REQUIRED TASK
Identify the lines containing the word "components". Copy each one.

DATA SECTION
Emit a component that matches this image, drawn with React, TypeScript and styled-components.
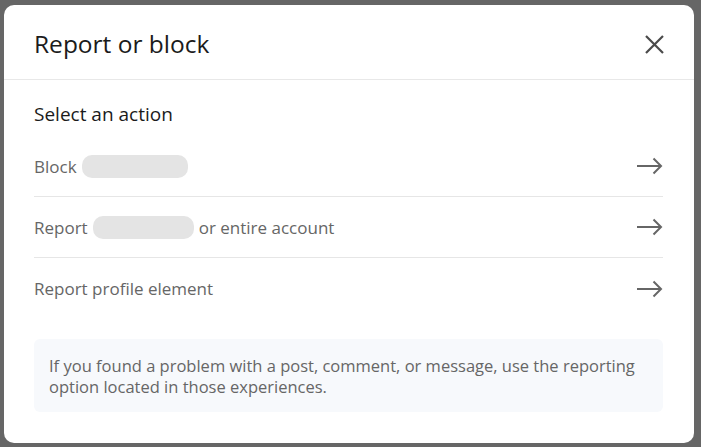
import React from "react";
import styled, { createGlobalStyle } from "styled-components";

const Global = createGlobalStyle`
  html, body { margin: 0; padding: 0; }
  body {
    background: #666666;
    font-family: "Open Sans", "Noto Sans", sans-serif;
    -webkit-font-smoothing: antialiased;
  }
`;

const Overlay = styled.div`
  width: 701px;
  height: 447px;
  box-sizing: border-box;
  padding: 5px 7px 4px 4px;
  display: flex;
`;

const Modal = styled.div`
  flex: 1;
  background: #ffffff;
  border-radius: 10px;
  display: flex;
  flex-direction: column;
  overflow: hidden;
`;

const Header = styled.header`
  height: 75px;
  box-sizing: border-box;
  border-bottom: 1px solid #e8e8e8;
  display: flex;
  align-items: center;
  justify-content: space-between;
  padding: 0 30px 0 30px;
`;

const Title = styled.h2`
  margin: 0;
  font-size: 24.5px;
  font-weight: 400;
  color: #1b1b1b;
  line-height: 30px;
  padding-top: 3px;
`;

const CloseButton = styled.button`
  border: 0;
  background: transparent;
  padding: 0;
  width: 19px;
  height: 19px;
  display: flex;
  align-items: center;
  justify-content: center;
  margin-top: 4px;
  cursor: pointer;
`;

const Body = styled.div`
  padding: 22px 31px 0 30px;
  display: flex;
  flex-direction: column;
`;

const SectionTitle = styled.h3`
  margin: 0 0 10px 0;
  font-size: 19px;
  font-weight: 400;
  color: #1b1b1b;
  line-height: 24px;
`;

const List = styled.ul`
  list-style: none;
  margin: 0;
  padding: 0;
`;

const Row = styled.li<{ $last?: boolean }>`
  height: 61px;
  display: flex;
  align-items: center;
  justify-content: space-between;
  border-bottom: ${(p) => (p.$last ? "none" : "1px solid #e6e6e6")};
  color: #666666;
  font-size: 17px;
  cursor: pointer;
  padding-top: 0;
  box-sizing: border-box;
`;

const Label = styled.span`
  display: flex;
  align-items: center;
  gap: 5px;
  white-space: nowrap;
`;

const Redacted = styled.span<{ $w: number }>`
  display: inline-block;
  width: ${(p) => p.$w}px;
  height: 23px;
  border-radius: 10px;
  background: #e4e4e4;
`;

const Info = styled.div`
  margin-top: 20px;
  background: #f7f9fc;
  border-radius: 6px;
  padding: 16px 15px 15px 15px;
  color: #666666;
  font-size: 16.5px;
  line-height: 21px;
`;

const Arrow = () => (
  <svg width="27" height="18" viewBox="0 0 27 18" fill="none">
    <path d="M1 9H25" stroke="#666" strokeWidth="2" />
    <path d="M17.5 1.5L25 9L17.5 16.5" stroke="#666" strokeWidth="2" strokeLinejoin="miter" />
  </svg>
);

const CloseIcon = () => (
  <svg width="19" height="19" viewBox="0 0 19 19" fill="none">
    <path d="M1 1L18 18M18 1L1 18" stroke="#4a4a4a" strokeWidth="2.2" />
  </svg>
);

export default function App() {
  return (
    <>
      <Global />
      <Overlay>
        <Modal>
          <Header>
            <Title>Report or block</Title>
            <CloseButton aria-label="Dismiss">
              <CloseIcon />
            </CloseButton>
          </Header>
          <Body>
            <SectionTitle>Select an action</SectionTitle>
            <List>
              <Row>
                <Label>
                  Block <Redacted $w={106} />
                </Label>
                <Arrow />
              </Row>
              <Row>
                <Label>
                  Report <Redacted $w={101} /> or entire account
                </Label>
                <Arrow />
              </Row>
              <Row $last>
                <Label>Report profile element</Label>
                <Arrow />
              </Row>
            </List>
            <Info>
              If you found a problem with a post, comment, or message, use the reporting option
              located in those experiences.
            </Info>
          </Body>
        </Modal>
      </Overlay>
    </>
  );
}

RESPONSE TO THE EXERCISE
Emit a component that matches this image, drawn with React, TypeScript and styled-components.
import styled, { createGlobalStyle } from "styled-components";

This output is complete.